Task to complete:
Reproduce every line of the material below, but drop the pictures.

Information provided:
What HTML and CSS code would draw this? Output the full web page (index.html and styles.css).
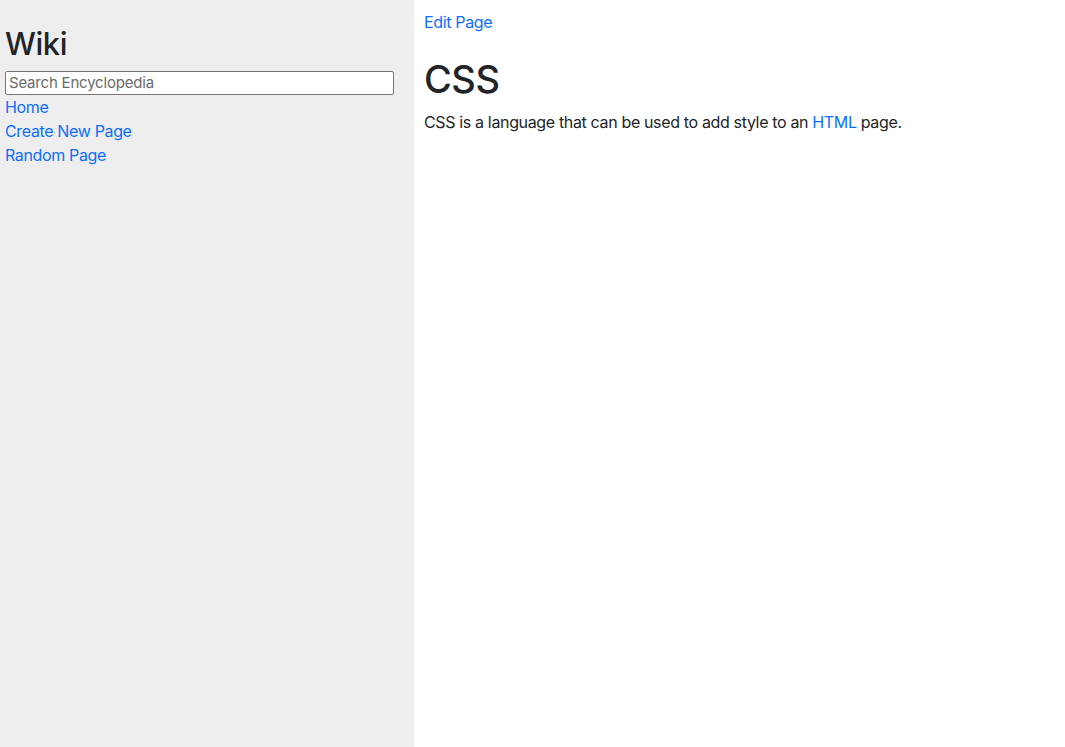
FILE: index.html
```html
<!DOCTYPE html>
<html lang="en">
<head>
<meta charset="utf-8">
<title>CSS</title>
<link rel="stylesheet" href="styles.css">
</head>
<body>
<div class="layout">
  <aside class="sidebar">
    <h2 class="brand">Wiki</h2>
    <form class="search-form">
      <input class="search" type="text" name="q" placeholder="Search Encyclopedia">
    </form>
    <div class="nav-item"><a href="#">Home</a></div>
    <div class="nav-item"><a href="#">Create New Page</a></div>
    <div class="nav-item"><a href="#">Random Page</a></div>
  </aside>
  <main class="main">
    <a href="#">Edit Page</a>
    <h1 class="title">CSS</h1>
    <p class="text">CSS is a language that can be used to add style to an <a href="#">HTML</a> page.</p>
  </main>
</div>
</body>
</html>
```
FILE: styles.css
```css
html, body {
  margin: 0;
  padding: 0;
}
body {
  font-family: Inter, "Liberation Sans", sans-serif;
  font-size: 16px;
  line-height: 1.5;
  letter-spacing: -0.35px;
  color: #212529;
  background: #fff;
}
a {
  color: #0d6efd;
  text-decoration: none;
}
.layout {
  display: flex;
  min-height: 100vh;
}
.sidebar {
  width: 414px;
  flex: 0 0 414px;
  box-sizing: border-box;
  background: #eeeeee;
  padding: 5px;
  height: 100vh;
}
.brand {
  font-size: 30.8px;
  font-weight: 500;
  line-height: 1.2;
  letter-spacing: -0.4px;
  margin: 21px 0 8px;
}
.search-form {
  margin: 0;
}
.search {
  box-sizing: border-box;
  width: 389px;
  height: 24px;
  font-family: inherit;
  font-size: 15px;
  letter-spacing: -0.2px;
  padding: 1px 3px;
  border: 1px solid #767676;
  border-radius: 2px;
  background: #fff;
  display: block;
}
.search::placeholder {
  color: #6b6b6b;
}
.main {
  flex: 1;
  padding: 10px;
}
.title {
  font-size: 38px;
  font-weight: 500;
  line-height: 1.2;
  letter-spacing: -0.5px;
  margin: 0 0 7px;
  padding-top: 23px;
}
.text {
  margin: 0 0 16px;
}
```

Finished exercise:
What HTML and CSS code would draw this? Output the full web page (index.html and styles.css).
FILE: index.html
```html
<!DOCTYPE html>
<html lang="en">
<head>
<meta charset="utf-8">
<title>CSS</title>
<link rel="stylesheet" href="styles.css">
</head>
<body>
<div class="layout">
  <aside class="sidebar">
    <h2 class="brand">Wiki</h2>
    <form class="search-form">
      <input class="search" type="text" name="q" placeholder="Search Encyclopedia">
    </form>
    <div class="nav-item"><a href="#">Home</a></div>
    <div class="nav-item"><a href="#">Create New Page</a></div>
    <div class="nav-item"><a href="#">Random Page</a></div>
  </aside>
  <main class="main">
    <a href="#">Edit Page</a>
    <h1 class="title">CSS</h1>
    <p class="text">CSS is a language that can be used to add style to an <a href="#">HTML</a> page.</p>
  </main>
</div>
</body>
</html>
```
FILE: styles.css
```css
html, body {
  margin: 0;
  padding: 0;
}
body {
  font-family: Inter, "Liberation Sans", sans-serif;
  font-size: 16px;
  line-height: 1.5;
  letter-spacing: -0.35px;
  color: #212529;
  background: #fff;
}
a {
  color: #0d6efd;
  text-decoration: none;
}
.layout {
  display: flex;
  min-height: 100vh;
}
.sidebar {
  width: 414px;
  flex: 0 0 414px;
  box-sizing: border-box;
  background: #eeeeee;
  padding: 5px;
  height: 100vh;
}
.brand {
  font-size: 30.8px;
  font-weight: 500;
  line-height: 1.2;
  letter-spacing: -0.4px;
  margin: 21px 0 8px;
}
.search-form {
  margin: 0;
}
.search {
  box-sizing: border-box;
  width: 389px;
  height: 24px;
  font-family: inherit;
  font-size: 15px;
  letter-spacing: -0.2px;
  padding: 1px 3px;
  border: 1px solid #767676;
  border-radius: 2px;
  background: #fff;
  display: block;
}
.search::placeholder {
  color: #6b6b6b;
}
.main {
  flex: 1;
  padding: 10px;
}
.title {
  font-size: 38px;
  font-weight: 500;
  line-height: 1.2;
  letter-spacing: -0.5px;
  margin: 0 0 7px;
  padding-top: 23px;
}
.text {
  margin: 0 0 16px;
}
```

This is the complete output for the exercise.